* _Instruction_: Beginning with the first line, set down every line through the one containing "string; price: string;", exactly as it appears, but not the pictures.

* _Raw data_:
__________________________________________________
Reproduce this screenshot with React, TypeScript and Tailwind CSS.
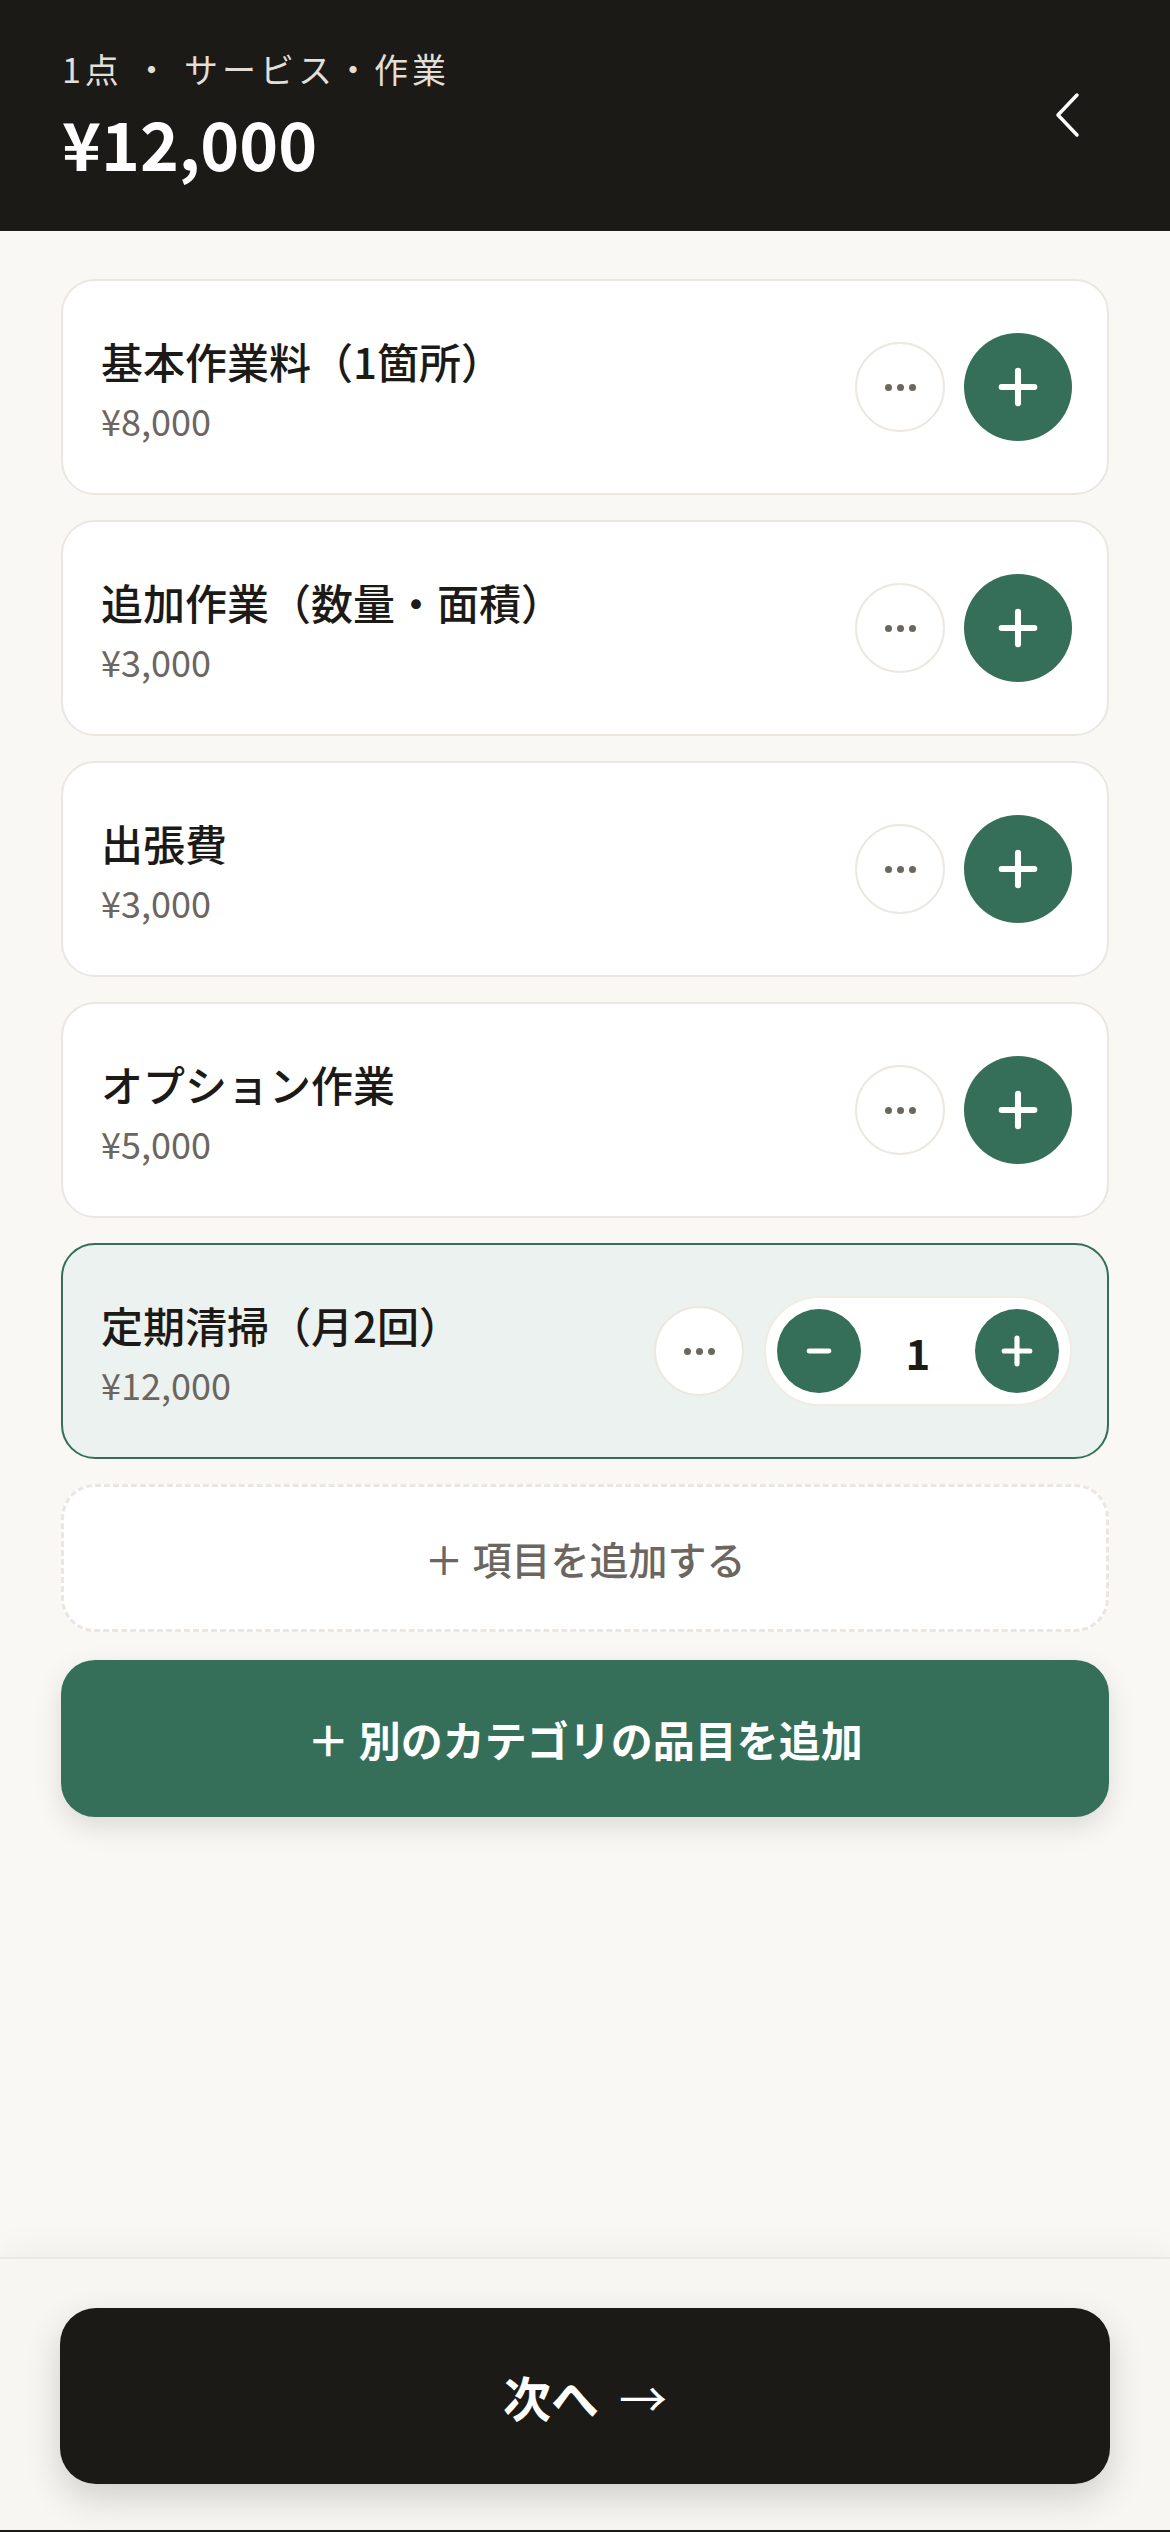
import { Minus, Plus } from 'lucide-react';

const font = { fontFamily: '"Noto Sans CJK JP", "Noto Sans", sans-serif' };

type Item = { name: string; price: string; qty: number };

const items: Item[] = [
  { name: '基本作業料（1箇所）', price: '¥8,000', qty: 0 },
  { name: '追加作業（数量・面積）', price: '¥3,000', qty: 0 },
  { name: '出張費', price: '¥3,000', qty: 0 },
  { name: 'オプション作業', price: '¥5,000', qty: 0 },
  { name: '定期清掃（月2回）', price: '¥12,000', qty: 1 },
];

function MoreButton() {
  return (
    <button className="w-[90px] h-[90px] rounded-full border-2 border-[#ece8e1] bg-white flex items-center justify-center gap-[5px] shrink-0">
      <span className="w-[7px] h-[7px] rounded-full bg-[#6b665f]" />
      <span className="w-[7px] h-[7px] rounded-full bg-[#6b665f]" />
      <span className="w-[7px] h-[7px] rounded-full bg-[#6b665f]" />
    </button>
  );
}

function ItemCard({ item }: { item: Item }) {
  const selected = item.qty > 0;
  return (
    <div
      className={
        selected
          ? 'h-[216px] rounded-[34px] border-2 border-[#366f59] bg-[#ecf2ef] flex items-center pl-[38px] pr-[35px]'
          : 'h-[216px] rounded-[34px] border-2 border-[#ebe7e0] bg-white flex items-center pl-[38px] pr-[35px]'
      }
    >
      <div className="flex-1 flex flex-col pt-[4px]">
        <span className="text-[42px] leading-[50px] font-medium text-[#1c1a17]">{item.name}</span>
        <span className="text-[36px] leading-[44px] mt-[12px] text-[#6b665f]">{item.price}</span>
      </div>
      {selected ? (
        <div className="flex items-center gap-[20px]">
          <MoreButton />
          <div className="h-[110px] rounded-full bg-white border-2 border-[#f0ece5] flex items-center px-[11px]">
            <button className="w-[84px] h-[84px] rounded-full bg-[#366f59] flex items-center justify-center">
              <Minus size={34} strokeWidth={3.5} color="white" />
            </button>
            <span className="w-[114px] text-center text-[42px] font-bold text-[#1c1a17]">{item.qty}</span>
            <button className="w-[84px] h-[84px] rounded-full bg-[#366f59] flex items-center justify-center">
              <Plus size={44} strokeWidth={2.8} color="white" />
            </button>
          </div>
        </div>
      ) : (
        <div className="flex items-center gap-[19px]">
          <MoreButton />
          <button className="w-[108px] h-[108px] rounded-full bg-[#366f59] flex items-center justify-center">
            <Plus size={56} strokeWidth={2.6} color="white" />
          </button>
        </div>
      )}
    </div>
  );
}

export default function App() {
  return (
    <div style={font} className="min-h-screen flex flex-col bg-[#f9f8f4]">
      <header className="h-[231px] bg-[#1c1a17] flex items-start justify-between pl-[62px] pr-[88px] pt-[48px]">
        <div className="flex flex-col">
          <span className="text-[34px] leading-[42px] tracking-[4px] text-[#e2dfd8]">1点 ・ サービス・作業</span>
          <span className="text-[66px] leading-[80px] font-bold text-white mt-[12px]">¥12,000</span>
        </div>
        <svg width="30" height="46" viewBox="0 0 30 46" className="mt-[44px]" fill="none">
          <polyline points="25,3 6,23 25,43" stroke="white" strokeWidth="3.5" strokeLinecap="round" strokeLinejoin="round" />
        </svg>
      </header>

      <main className="flex-1 px-[61px] pt-[48px] flex flex-col gap-[25px]">
        {items.map((item) => (
          <ItemCard key={item.name} item={item} />
        ))}
        <button className="h-[148px] rounded-[34px] border-[3px] border-dashed border-[#ebe7e0] bg-white text-[39px] font-medium text-[#6b665f]">
          ＋ 項目を追加する
        </button>
        <button className="mt-[3px] h-[157px] rounded-[34px] bg-[#366f59] text-[42px] font-bold text-white shadow-[0_10px_28px_rgba(0,0,0,0.12)]">
          ＋ 別のカテゴリの品目を追加
        </button>
      </main>

      <footer className="h-[275px] bg-[#f7f6f2] border-t-2 border-[#ebe9e3] shadow-[0_-10px_30px_rgba(0,0,0,0.04)] px-[60px] pt-[49px] border-b-2 border-b-[#1c1a17]">
        <button className="w-full h-[176px] rounded-[36px] bg-[#1c1a17] text-white text-[48px] shadow-[0_14px_36px_rgba(0,0,0,0.16)] flex items-center justify-center gap-[20px]">
          <span className="font-bold">次へ</span>
          <span className="font-normal">→</span>
        </button>
      </footer>
    </div>
  );
}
__________________________________________________
* _Complete response_:
Reproduce this screenshot with React, TypeScript and Tailwind CSS.
import { Minus, Plus } from 'lucide-react';

const font = { fontFamily: '"Noto Sans CJK JP", "Noto Sans", sans-serif' };

type Item = { name: string; price: string; qty: number };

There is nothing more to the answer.